I realize I don’t know if we’ve ever really told the nieces about the drought their father and I grew up in, that I knew the word drought (and that we were in one) since forever, that I was younger than Corinne’s age when it started and nearly Alice’s when it ended, in torrents of rain, some months after it was predicted to last a nearly unprecedented seventh year, a thing that hadn’t happened since the 1500s.

Indeed, I don’t know what they know about it. If they know about it. How you could get a glass of water in the lucky event of a trip to the Spaghetti Company, but you had to ask for it, a little card with a camel on it reminding you about the drought as you slid into the booth. How it sounded like a competition, like breaking the four-minute mile or the sound barrier or the Earth’s gravitational pull, but was also a mark of virtue to take a shower in three minutes or less. How pools went unfilled. How low-flow toilets became a thing people who wouldn’t otherwise talk about toilets suddenly couldn’t stop talking about. How the lawns that went dead were dug up or paved over or spray-painted back to green.

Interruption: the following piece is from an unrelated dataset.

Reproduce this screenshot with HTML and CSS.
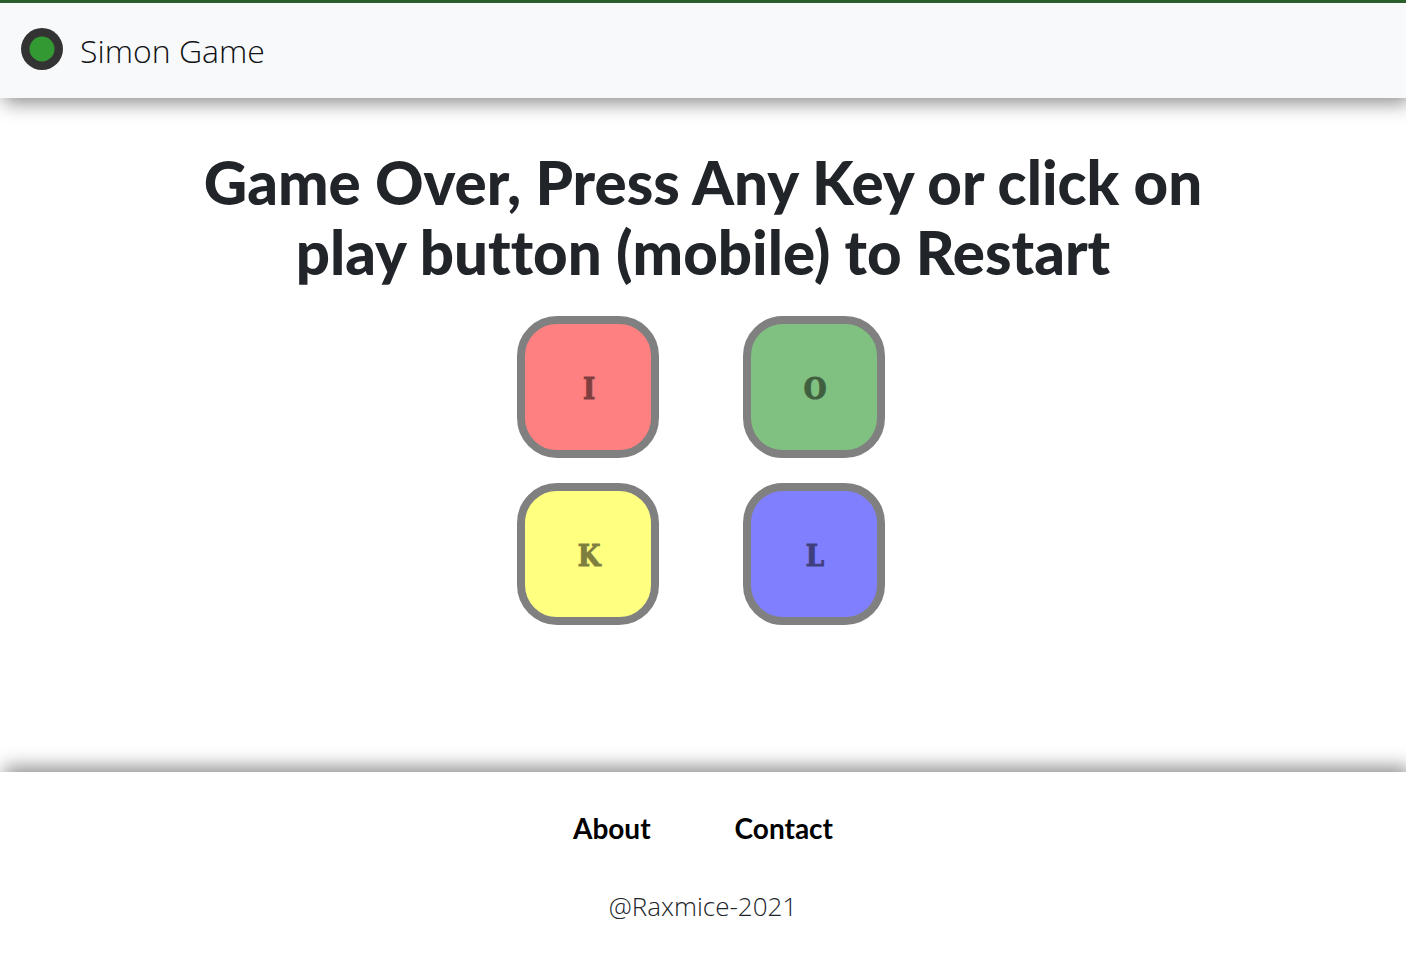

A few years before I had nieces at all, I remember thinking that I felt a shift coming, a kind of tipping point, that already, even in terms of technology, so much had changed so fast that there was about to be too much to explain to someone new to all of it, a child or an alien, and I meant just the part I’d lived through. Even just that, a few decades, was about to be impossible, all of it still recent memory, but simply too much.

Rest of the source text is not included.